Posteriormente viajábamos a Ciudad Real, para ver el castillo de Calatrava La Vieja, cedido por Alfonso VII; al castillo de Almansa, donado por Jaime I; en la Comunidad Valenciana visitamos el castillo de Guadalest en Alicante, la barcina de Valencia las villas de Morella y Burriana y el castillo de Peñíscola en Castellón, allí disfruté del mar y de un arroz a banda que aún hoy me relamo. Al llegar a Aragón, hacíamos la Ruta de los Castillos finalizando con un ternasco en casa Tomasa que estaba fetén.

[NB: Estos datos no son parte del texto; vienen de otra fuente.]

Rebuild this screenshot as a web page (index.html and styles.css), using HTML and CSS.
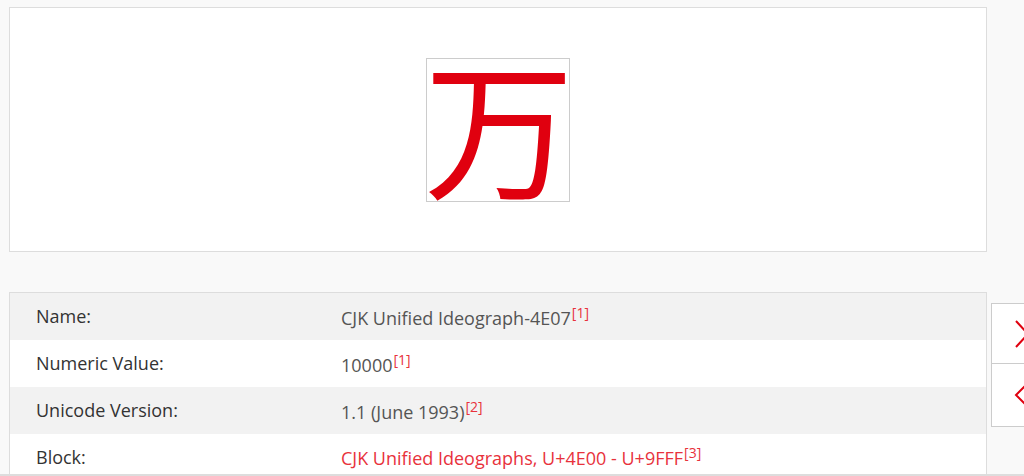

Tras varios días de ruta, por fin llegamos a Monzón. Allí nos encontramos con la abuela Jacinta y mi madre, Paloma, que habían ido días antes para prepararas las vestes, que son de color beige, ya que en el siglo XII no existía el color blanco. Ellas participan en la recreación histórica como “donadas” o “donas”, que eran las mujeres que pertenecían a una hermandad laica asociada a los templarios.
Recuerdo, aún hoy con rabia, cuando me enteré de cómo acabaron con los templarios porque se convirtieron en la banca más poderosa del mundo, y por orden del Papa Clamente V se decreta la disolución oficial de los templarios en 1312 y se ejecuta al último gran maestre, Jacques de Molay, poniendo fin así al auge templario que comenzó en la parte norte de los pirineos.
Llegado el momento, ataviados con las túnicas, donde destacaba en rojo nuestra cruz templaria, desfilábamos por las calles. Al finalizar el desfile, comienza la proclamación de los nuevos caballeros. ─Ojalá, abuelo, pudieras estar hoy conmigo ─ suspiré durante el acto en el que me proclamaban Caballero de la Orden de Monzón, como en su día los haría el gran maestre Guillem de Mont-Rodón: hinco rodilla en tierra, agacho la cabeza, me tocan los hombros con la espada y declamo el lema “Non nobis, Domine, non nobis, sed nomini tuo da gloriam”.